No i am bayesian 99.9% confident :-)

Aye das my prof

Horrible interviewer

If Geoffrey was talking alone, it would have been much better

25:04 How excited he gets when asked about dreams :) just an amazing scientist

Bad to call his name around word "Google". He is the godfather of modern ai.

I want to hear the remaining 2 theories

This was excellent, thank you both

Today my deep nets predict 2 dreams that i will dream tonight.

I would like to translate this video, is it possible to open for translation?

you missed 'ha'

Love this Geoffrey guy

The interviewer seemed to have walked in with (incorrect) assumptions, and when the interview didn’t go as planned, he couldn’t adapt. Really took away from the presentation.

Is there a specific paper that Geoffrey Hinton is referring to at 6:22?

Lot of assumptions based on our puny brain power. We are just building models after Models without even knowing reality. It is mainly due to the limitations of our experience through our sensory organs. What AI is doing is ..building a human model based on assumptions based on our sensory experience. The reality ..we would never know.

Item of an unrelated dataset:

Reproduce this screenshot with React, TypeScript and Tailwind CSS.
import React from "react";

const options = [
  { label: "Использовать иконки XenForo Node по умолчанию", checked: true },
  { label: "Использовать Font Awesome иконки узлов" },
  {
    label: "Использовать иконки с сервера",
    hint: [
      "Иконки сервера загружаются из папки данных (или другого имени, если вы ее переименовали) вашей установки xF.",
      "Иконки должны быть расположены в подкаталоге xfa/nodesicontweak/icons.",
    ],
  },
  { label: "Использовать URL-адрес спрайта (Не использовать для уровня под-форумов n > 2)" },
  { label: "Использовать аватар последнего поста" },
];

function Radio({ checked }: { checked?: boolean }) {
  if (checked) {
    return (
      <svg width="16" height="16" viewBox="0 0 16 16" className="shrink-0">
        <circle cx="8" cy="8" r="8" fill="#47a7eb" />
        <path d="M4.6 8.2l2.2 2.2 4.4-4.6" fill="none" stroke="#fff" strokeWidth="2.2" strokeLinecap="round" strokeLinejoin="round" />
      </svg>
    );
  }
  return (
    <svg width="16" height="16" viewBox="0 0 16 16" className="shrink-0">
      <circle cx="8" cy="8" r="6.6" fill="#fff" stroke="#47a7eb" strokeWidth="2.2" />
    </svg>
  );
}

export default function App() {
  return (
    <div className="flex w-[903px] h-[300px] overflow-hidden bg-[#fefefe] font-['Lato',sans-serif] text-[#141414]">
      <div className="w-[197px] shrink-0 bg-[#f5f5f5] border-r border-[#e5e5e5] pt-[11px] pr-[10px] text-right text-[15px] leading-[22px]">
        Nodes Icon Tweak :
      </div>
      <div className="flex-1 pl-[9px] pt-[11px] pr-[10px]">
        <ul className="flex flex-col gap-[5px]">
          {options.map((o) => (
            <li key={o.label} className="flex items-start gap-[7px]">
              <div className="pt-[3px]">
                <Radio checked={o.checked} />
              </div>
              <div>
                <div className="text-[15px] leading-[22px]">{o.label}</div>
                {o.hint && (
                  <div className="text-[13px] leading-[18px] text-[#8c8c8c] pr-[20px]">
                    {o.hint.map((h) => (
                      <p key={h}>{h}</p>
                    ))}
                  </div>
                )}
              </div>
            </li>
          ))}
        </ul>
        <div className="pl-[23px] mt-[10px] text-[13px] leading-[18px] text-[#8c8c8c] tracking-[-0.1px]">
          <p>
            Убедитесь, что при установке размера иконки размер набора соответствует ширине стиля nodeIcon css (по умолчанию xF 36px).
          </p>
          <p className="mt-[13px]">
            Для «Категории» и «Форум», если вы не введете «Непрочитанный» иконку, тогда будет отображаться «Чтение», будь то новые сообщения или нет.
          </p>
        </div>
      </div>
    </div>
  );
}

I love the way he explains things. Explanations straight from the mind of one of the pioneers. If I ever get into a 'debate' with someone over AI who doesn't know who this man is, yet says he is wrong, I just laugh, and yes there are a lot of know-it-alls out there who are saying neural nets are bunk and 'not related at all' to how the human brain works. He says right out it is *inspired* by the human brain. Not an exact true to life replica (yet), but inspired by it. Yet some will say it is bunk and AI is a fraud, etc etc blah blah blah. Well, the tech he is explaining right now is put into practice and works every day.

Great interview. Hinton rocks. However, for him to give 99.9% chance that human emotions will arise from computer AI, seems as overconfident as a naïve computer researcher claiming 99.9% likelihood of producing real ATP molecules from accurately simulating respiration/Kreb's cycle in a computer (the likelihood of course being 0%). Many brain researchers believe numerous brain qualities (including emotions) arise from it being made from organic material (wetware I guess is the word) and not "just" from its theoretically derived mathematical computations.

This was great. Thank you very much. Nice interview. And no need to be so humble, as at about 14:20, although I understand, given the guest being Hinton.

13:50 There is a handful of researchers developing neural networks that perform reasoning, and last year Stanford published one of the first reasoning models that work for visual reasoning. In the next few years I believe we will see their technology applied to other areas and whoever can capitalize on this will be the next millionaire. I also think we should invest more into making use of graph structures as all knowledge can be modelled with graphs.

Hinton says 'bound'. Subtitles say 'band'.

At 37:08 the transcript for the videos says, "AI, which meant you're logic inspired and you do manipulations of cymbal strings."

awesome!

Isn't it ironic? A, presumably, deep learning (ie a non-logic-based) AI System made this particular error while transcribing informed, expert comments on the shortcomings of logic-based AI systems. Furthermore, "Cymbal" is just another name for a gong... GONG! .... But I totally respect the apparent promise of the deep learning approach to AI. ... imho, It will take merely (?) sufficient training of a suitably structured deep learning NN to automatically produce comments like this one.

Well this may sound mad for most of the people but my heroes are geoffrey hinton and nikola tesla... hope to meet him.

The discussion about machine and dreams reminds me of a screen from i-Robot.

Oh, I get it, he is from WIRED...

you better rush to meet him because he doesn't have many years left

The interviewer could have learnt a bit more about AI.

Awful interviewer

14:14 Nicholas Thompson: «The human brain is not necessarily the most efficient computational machine ever created» WHATTTT??? You must be kidding me, or, you have no whatsoever clue what you're actually saying. God. I'm speechless.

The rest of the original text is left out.